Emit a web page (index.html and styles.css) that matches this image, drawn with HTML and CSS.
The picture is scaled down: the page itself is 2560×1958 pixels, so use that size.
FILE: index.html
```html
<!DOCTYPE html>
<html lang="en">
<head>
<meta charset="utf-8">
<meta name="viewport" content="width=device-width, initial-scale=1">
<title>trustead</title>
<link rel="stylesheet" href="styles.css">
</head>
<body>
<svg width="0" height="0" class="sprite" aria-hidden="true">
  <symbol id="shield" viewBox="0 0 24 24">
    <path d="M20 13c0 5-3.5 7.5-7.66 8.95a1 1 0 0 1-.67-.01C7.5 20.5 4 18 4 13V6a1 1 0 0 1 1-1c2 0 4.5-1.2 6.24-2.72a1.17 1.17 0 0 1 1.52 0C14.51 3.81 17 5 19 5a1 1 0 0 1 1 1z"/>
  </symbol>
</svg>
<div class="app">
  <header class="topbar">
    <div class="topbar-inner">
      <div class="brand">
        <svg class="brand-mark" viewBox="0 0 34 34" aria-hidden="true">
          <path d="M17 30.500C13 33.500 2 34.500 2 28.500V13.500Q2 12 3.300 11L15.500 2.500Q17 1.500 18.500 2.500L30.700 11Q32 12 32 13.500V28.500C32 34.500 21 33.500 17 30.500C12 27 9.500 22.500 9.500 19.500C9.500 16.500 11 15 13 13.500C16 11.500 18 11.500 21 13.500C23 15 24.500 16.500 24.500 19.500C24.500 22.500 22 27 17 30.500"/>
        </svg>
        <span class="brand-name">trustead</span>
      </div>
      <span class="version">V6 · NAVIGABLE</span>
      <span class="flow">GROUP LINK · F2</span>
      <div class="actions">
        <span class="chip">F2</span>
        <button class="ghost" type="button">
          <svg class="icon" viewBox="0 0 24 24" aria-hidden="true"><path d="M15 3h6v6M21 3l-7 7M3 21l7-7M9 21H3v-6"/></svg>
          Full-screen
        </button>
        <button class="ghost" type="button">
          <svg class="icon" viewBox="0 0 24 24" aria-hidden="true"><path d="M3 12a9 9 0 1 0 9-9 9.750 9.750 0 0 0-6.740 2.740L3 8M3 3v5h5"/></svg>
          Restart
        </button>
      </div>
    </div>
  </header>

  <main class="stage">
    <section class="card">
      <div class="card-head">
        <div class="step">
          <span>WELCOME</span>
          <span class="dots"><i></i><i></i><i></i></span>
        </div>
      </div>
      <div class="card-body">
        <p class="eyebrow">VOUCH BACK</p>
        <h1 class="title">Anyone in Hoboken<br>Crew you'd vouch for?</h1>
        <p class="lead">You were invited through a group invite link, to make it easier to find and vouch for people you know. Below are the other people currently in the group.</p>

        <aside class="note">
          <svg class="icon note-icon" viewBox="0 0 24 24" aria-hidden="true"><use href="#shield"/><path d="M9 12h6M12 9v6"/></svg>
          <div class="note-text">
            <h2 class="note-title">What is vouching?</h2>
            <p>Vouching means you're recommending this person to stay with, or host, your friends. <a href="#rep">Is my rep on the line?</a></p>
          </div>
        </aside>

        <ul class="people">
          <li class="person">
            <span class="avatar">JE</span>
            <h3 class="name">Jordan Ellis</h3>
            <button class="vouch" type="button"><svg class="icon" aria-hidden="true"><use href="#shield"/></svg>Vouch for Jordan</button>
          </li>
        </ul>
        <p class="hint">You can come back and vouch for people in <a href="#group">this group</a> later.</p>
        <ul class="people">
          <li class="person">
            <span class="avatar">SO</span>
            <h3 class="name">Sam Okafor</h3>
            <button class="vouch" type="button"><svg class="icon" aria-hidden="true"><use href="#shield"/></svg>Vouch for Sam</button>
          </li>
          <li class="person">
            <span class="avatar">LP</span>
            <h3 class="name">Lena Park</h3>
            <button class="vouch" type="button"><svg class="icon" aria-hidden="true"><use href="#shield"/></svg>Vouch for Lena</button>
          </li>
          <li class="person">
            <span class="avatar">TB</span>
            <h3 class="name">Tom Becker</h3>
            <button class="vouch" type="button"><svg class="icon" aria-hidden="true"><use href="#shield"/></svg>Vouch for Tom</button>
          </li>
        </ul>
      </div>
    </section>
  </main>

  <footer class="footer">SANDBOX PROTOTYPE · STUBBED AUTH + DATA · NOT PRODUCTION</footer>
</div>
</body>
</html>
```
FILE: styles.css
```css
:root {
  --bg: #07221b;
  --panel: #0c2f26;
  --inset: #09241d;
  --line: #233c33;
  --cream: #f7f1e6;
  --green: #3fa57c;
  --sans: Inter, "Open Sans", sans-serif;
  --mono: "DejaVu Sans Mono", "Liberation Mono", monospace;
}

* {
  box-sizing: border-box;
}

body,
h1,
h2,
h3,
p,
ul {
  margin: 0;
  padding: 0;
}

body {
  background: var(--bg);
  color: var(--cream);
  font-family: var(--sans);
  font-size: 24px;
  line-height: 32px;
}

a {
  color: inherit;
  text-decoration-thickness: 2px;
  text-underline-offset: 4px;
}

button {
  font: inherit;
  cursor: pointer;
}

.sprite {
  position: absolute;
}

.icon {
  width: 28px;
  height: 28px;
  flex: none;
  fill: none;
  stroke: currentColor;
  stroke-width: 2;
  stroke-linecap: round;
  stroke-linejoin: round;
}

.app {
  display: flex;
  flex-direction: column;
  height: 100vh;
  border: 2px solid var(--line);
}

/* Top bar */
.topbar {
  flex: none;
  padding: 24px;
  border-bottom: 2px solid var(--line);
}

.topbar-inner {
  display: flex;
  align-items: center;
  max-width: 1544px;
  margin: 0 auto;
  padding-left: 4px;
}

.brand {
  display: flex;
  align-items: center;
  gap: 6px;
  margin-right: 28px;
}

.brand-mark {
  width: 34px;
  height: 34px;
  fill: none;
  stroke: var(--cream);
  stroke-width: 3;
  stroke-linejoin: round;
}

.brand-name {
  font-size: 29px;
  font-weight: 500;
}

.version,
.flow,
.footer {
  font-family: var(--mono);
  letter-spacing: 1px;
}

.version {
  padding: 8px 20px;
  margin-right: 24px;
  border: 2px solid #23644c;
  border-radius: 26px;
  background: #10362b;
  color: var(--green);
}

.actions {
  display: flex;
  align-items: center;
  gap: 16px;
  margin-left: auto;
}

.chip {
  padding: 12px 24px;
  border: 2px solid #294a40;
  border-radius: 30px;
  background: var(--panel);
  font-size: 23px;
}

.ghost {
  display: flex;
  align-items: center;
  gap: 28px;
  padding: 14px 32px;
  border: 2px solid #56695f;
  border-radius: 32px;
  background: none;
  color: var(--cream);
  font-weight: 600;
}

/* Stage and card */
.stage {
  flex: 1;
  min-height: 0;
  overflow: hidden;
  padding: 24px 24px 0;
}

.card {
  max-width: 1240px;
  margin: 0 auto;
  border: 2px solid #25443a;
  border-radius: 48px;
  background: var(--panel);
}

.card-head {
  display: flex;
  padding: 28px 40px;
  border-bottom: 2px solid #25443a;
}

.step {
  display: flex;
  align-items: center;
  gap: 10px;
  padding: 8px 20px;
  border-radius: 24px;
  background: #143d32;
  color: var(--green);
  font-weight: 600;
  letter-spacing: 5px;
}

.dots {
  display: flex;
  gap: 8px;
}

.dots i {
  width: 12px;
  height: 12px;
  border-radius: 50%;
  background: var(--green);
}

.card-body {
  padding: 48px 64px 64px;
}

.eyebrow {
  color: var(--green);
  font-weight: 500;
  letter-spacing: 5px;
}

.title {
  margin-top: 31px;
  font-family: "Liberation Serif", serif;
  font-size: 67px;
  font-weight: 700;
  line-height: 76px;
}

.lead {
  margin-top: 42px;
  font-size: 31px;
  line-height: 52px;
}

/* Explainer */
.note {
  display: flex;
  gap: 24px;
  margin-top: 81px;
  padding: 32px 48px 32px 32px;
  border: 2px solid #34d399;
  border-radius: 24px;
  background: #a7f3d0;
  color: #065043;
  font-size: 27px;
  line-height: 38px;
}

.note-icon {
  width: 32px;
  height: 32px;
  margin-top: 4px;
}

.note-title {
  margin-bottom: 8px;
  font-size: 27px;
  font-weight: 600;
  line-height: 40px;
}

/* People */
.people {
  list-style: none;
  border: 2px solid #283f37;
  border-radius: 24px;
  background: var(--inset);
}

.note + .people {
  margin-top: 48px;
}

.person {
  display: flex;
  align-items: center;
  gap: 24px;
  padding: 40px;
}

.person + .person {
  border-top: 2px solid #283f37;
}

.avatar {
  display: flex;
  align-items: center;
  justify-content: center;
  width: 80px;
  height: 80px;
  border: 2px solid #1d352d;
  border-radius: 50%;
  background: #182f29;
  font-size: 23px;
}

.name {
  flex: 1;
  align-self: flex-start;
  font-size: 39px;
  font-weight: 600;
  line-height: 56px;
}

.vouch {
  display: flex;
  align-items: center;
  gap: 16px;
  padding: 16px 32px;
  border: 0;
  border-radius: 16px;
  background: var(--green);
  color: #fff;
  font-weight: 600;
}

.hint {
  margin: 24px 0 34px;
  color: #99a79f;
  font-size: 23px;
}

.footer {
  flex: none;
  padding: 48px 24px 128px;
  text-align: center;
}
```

_ _ _ _

*Task directions*
For each line in the data above that contains the string "this", extract the line.

*Exercise response*
Emit a web page (index.html and styles.css) that matches this image, drawn with HTML and CSS.
            <p>Vouching means you're recommending this person to stay with, or host, your friends. <a href="#rep">Is my rep on the line?</a></p>
        <p class="hint">You can come back and vouch for people in <a href="#group">this group</a> later.</p>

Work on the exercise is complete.